Punishing me for what? For not believing in him? First, believing in God is not a volitional choice. I can no more choose to believe in God than I can choose to believe that the sky is green, because it is absolutely plain to me that the sky is blue, and that God (at least the Biblical God who demands that people believe in Him with no evidence) does not exist. Furthermore, God punishes believers too (c.f. Job). So even if I accept your premise that I'm being punished by God, what exactly am I supposed to do about it?

BTW, if the worst problem I have to deal with is a barking dog (and at the moment that's pretty much the case) that's not much of a punishment in the grand and glorious scheme of things.

> you can have two drastically different lenses which, to their respective viewers, show the exact same world in perfect clarity.

Exactly right. I have a theory about that too.

Brian Whitmer said...

Easy, slim. I meant the dog thing as a joke.

I think you (and moreso your commenters) do religious folk a disservice by characterizing atheists as people who don't need the soothing "drug" of religion.

I also think you miss the point on belief and choice. You say you can't choose to believe or not believe in God, that's just the way it is, but I disagree. The way I see it, belief *has* to be a choice. The world (and culture) of today doesn't give room for many (if any) absolutes, and as far as I'm concerned believing in God is not a natural thing. You may hear differently from other people, and that's part of a cultural terminology, people trying to live with "unwavering faith," but the fact of the matter is, a person who believes in God does so by choice, not just because "that's the way it is."

I mentioned before the idea of seeing the world through different lenses. I think there's quite often a lack of effort on both sides to understand the perspective of the other. Believing in God may sound perfectly ludicrous to someone who has founded their perspective without it, but the flip side is also true. I don't think we as humans are very good at living in continual upheaval, and we are very reluctant to give up our pillars, wherever we've placed them.

Ron said...

> Easy, slim. I meant the dog thing as a joke.

I know. But some people take that sort of thing seriously.

> You say you can't choose to believe or not believe in God, that's just the way it is, but I disagree.

Sorry, slim :-) but I think I'm in a better position to know what's going on inside my head than you are.

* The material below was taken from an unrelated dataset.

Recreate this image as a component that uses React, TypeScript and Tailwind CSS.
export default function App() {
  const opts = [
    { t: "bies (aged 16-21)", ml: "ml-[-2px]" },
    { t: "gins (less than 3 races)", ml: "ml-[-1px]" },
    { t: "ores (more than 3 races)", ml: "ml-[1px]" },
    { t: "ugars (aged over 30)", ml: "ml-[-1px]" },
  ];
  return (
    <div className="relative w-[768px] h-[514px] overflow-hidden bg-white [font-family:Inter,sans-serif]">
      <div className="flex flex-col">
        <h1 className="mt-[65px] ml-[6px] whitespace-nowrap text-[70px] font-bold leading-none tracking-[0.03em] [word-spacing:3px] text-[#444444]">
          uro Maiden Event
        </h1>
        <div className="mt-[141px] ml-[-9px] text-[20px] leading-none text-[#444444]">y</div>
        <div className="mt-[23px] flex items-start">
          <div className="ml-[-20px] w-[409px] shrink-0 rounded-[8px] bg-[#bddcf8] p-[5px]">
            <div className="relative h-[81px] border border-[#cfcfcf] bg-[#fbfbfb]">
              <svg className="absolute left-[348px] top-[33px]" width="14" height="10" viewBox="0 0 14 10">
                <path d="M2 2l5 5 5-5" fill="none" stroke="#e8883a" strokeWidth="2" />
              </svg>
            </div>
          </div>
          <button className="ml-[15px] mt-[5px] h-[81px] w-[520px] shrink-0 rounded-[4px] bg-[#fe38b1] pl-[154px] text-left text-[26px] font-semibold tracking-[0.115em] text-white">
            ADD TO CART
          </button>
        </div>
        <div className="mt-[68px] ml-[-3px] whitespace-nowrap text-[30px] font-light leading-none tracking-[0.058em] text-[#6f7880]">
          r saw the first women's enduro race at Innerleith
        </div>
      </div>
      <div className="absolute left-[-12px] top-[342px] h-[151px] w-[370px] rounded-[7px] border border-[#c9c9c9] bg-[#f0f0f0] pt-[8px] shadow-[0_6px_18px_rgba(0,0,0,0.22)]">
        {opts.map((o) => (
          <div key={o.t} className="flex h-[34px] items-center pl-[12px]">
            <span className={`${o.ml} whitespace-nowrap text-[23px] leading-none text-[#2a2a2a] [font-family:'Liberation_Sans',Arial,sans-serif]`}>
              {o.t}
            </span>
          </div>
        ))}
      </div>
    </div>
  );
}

Maybe *you* can just choose to believe in God, but that is not a skill that I have managed to acquire.

Brian Whitmer said...

> Sorry, slim :-) but I think I'm in a better position to know what's going on inside my head than you are. Maybe *you* can just choose to believe in God, but that is not a skill that I have managed to acquire.

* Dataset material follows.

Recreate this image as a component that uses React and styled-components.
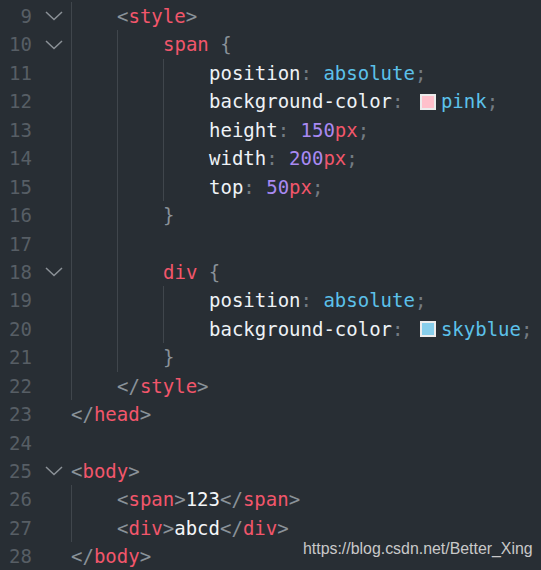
import styled, { createGlobalStyle } from "styled-components";

const GlobalStyle = createGlobalStyle`
  html, body {
    margin: 0;
    padding: 0;
    background: #282e34;
  }
`;

const Editor = styled.div`
  position: relative;
  width: 541px;
  height: 570px;
  overflow: hidden;
  background: #282e34;
  padding-top: 2px;
  box-sizing: border-box;
  font-family: "DejaVu Sans Mono", "Liberation Mono", monospace;
  font-size: 19px;
`;

const Row = styled.div`
  display: flex;
  align-items: stretch;
  height: 28.45px;
  line-height: 28.45px;
  white-space: pre;
`;

const LineNo = styled.div`
  width: 32px;
  text-align: right;
  color: #575e65;
  flex-shrink: 0;
`;

const Fold = styled.div`
  width: 39px;
  flex-shrink: 0;
  display: flex;
  align-items: center;
  padding-left: 13px;
  box-sizing: border-box;
`;

const Code = styled.div`
  display: flex;
  align-items: stretch;
`;

const Indent = styled.span`
  display: inline-block;
  width: 46px;
  border-left: 1px solid #40464c;
  box-sizing: border-box;
`;

const colors = {
  p: "#8a9299",
  c: "#737b82",
  t: "#f2566b",
  k: "#eef2f6",
  v: "#5cc1ea",
  n: "#a98af2",
  u: "#f2566b",
  x: "#f4f6f8",
};

const Tok = styled.span`
  color: ${(p) => colors[p.$kind]};
`;

const Swatch = styled.span`
  display: inline-block;
  align-self: center;
  width: 16px;
  height: 16px;
  margin: 0 5px 0 5px;
  border: 2px solid #ececec;
  box-sizing: border-box;
  background: ${(p) => p.$color};
`;

const Watermark = styled.div`
  position: absolute;
  left: 303px;
  top: 540px;
  font-family: "Liberation Sans", Arial, sans-serif;
  font-size: 15.9px;
  color: #c9c9c9;
`;

const Chevron = () => (
  <svg width="18" height="10" viewBox="0 0 18 10">
    <path d="M1 1 L9 8.5 L17 1" fill="none" stroke="#8b9197" strokeWidth="1.5" />
  </svg>
);

const lines = [
  { n: 9, fold: true, ind: 1, toks: [["p", "<"], ["t", "style"], ["p", ">"]] },
  { n: 10, fold: true, ind: 2, toks: [["t", "span"], ["x", " "], ["p", "{"]] },
  { n: 11, ind: 3, toks: [["k", "position"], ["c", ": "], ["v", "absolute"], ["c", ";"]] },
  { n: 12, ind: 3, toks: [["k", "background-color"], ["c", ": "], ["sw", "pink"], ["v", "pink"], ["c", ";"]] },
  { n: 13, ind: 3, toks: [["k", "height"], ["c", ": "], ["n", "150"], ["u", "px"], ["c", ";"]] },
  { n: 14, ind: 3, toks: [["k", "width"], ["c", ": "], ["n", "200"], ["u", "px"], ["c", ";"]] },
  { n: 15, ind: 3, toks: [["k", "top"], ["c", ": "], ["n", "50"], ["u", "px"], ["c", ";"]] },
  { n: 16, ind: 2, toks: [["p", "}"]] },
  { n: 17, ind: 2, toks: [] },
  { n: 18, fold: true, ind: 2, toks: [["t", "div"], ["x", " "], ["p", "{"]] },
  { n: 19, ind: 3, toks: [["k", "position"], ["c", ": "], ["v", "absolute"], ["c", ";"]] },
  { n: 20, ind: 3, toks: [["k", "background-color"], ["c", ": "], ["sw", "skyblue"], ["v", "skyblue"], ["c", ";"]] },
  { n: 21, ind: 2, toks: [["p", "}"]] },
  { n: 22, ind: 1, toks: [["p", "</"], ["t", "style"], ["p", ">"]] },
  { n: 23, ind: 0, toks: [["p", "</"], ["t", "head"], ["p", ">"]] },
  { n: 24, ind: 0, toks: [] },
  { n: 25, fold: true, ind: 0, toks: [["p", "<"], ["t", "body"], ["p", ">"]] },
  { n: 26, ind: 1, toks: [["p", "<"], ["t", "span"], ["p", ">"], ["x", "123"], ["p", "</"], ["t", "span"], ["p", ">"]] },
  { n: 27, ind: 1, toks: [["p", "<"], ["t", "div"], ["p", ">"], ["x", "abcd"], ["p", "</"], ["t", "div"], ["p", ">"]] },
  { n: 28, ind: 0, toks: [["p", "</"], ["t", "body"], ["p", ">"]] },
];

const App = () => (
  <Editor>
    <GlobalStyle />
    {lines.map((line) => (
      <Row key={line.n}>
        <LineNo>{line.n}</LineNo>
        <Fold>{line.fold && <Chevron />}</Fold>
        <Code>
          {Array.from({ length: line.ind }).map((_, i) => (
            <Indent key={i} />
          ))}
          {line.toks.map(([kind, text], i) =>
            kind === "sw" ? (
              <Swatch key={i} $color={text} />
            ) : (
              <Tok key={i} $kind={kind}>
                {text}
              </Tok>
            )
          )}
        </Code>
      </Row>
    ))}
    <Watermark>https://blog.csdn.net/Better_Xing</Watermark>
  </Editor>
);

export default App;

You sort of missed the point, there. I wasn't dictating how your brain works or your reasons for not believe, merely pointing out that *nobody* just believes in God. You talk about faith like it's either there or it isn't, and there's nothing you can do about it. It's a mis-characterization to say that believers just believe, or that they use religion as a crutch to deal with life's question marks. Sure that does happen sometimes, but there are just as many "atheists" with the same problem.

If you're going to pit yourself against religious folk, you'd do well to at least acknowledge that believers have done as much "research" into their life views as you have done into yours. It's not "just choosing to believe", it is a conscious decision. My previous point was that the only way *anyone* could believe in God is to *choose* to. How else could anyone honestly hold to an idea without any of the kind of empirical evidence society calls proof, if not by choice?

So when you say "believing in God is not a volitional choice" I have to disagree, because I don't see how it can be anything *but* a choice. It's fine that you don't believe, and you definitely know your reasons better than I do, but you shouldn't talk about belief (in God, or in general) as something that would happen *to* you. If it were going to happen, it would have to happen *in* you.

operator said...
This comment has been removed by the author.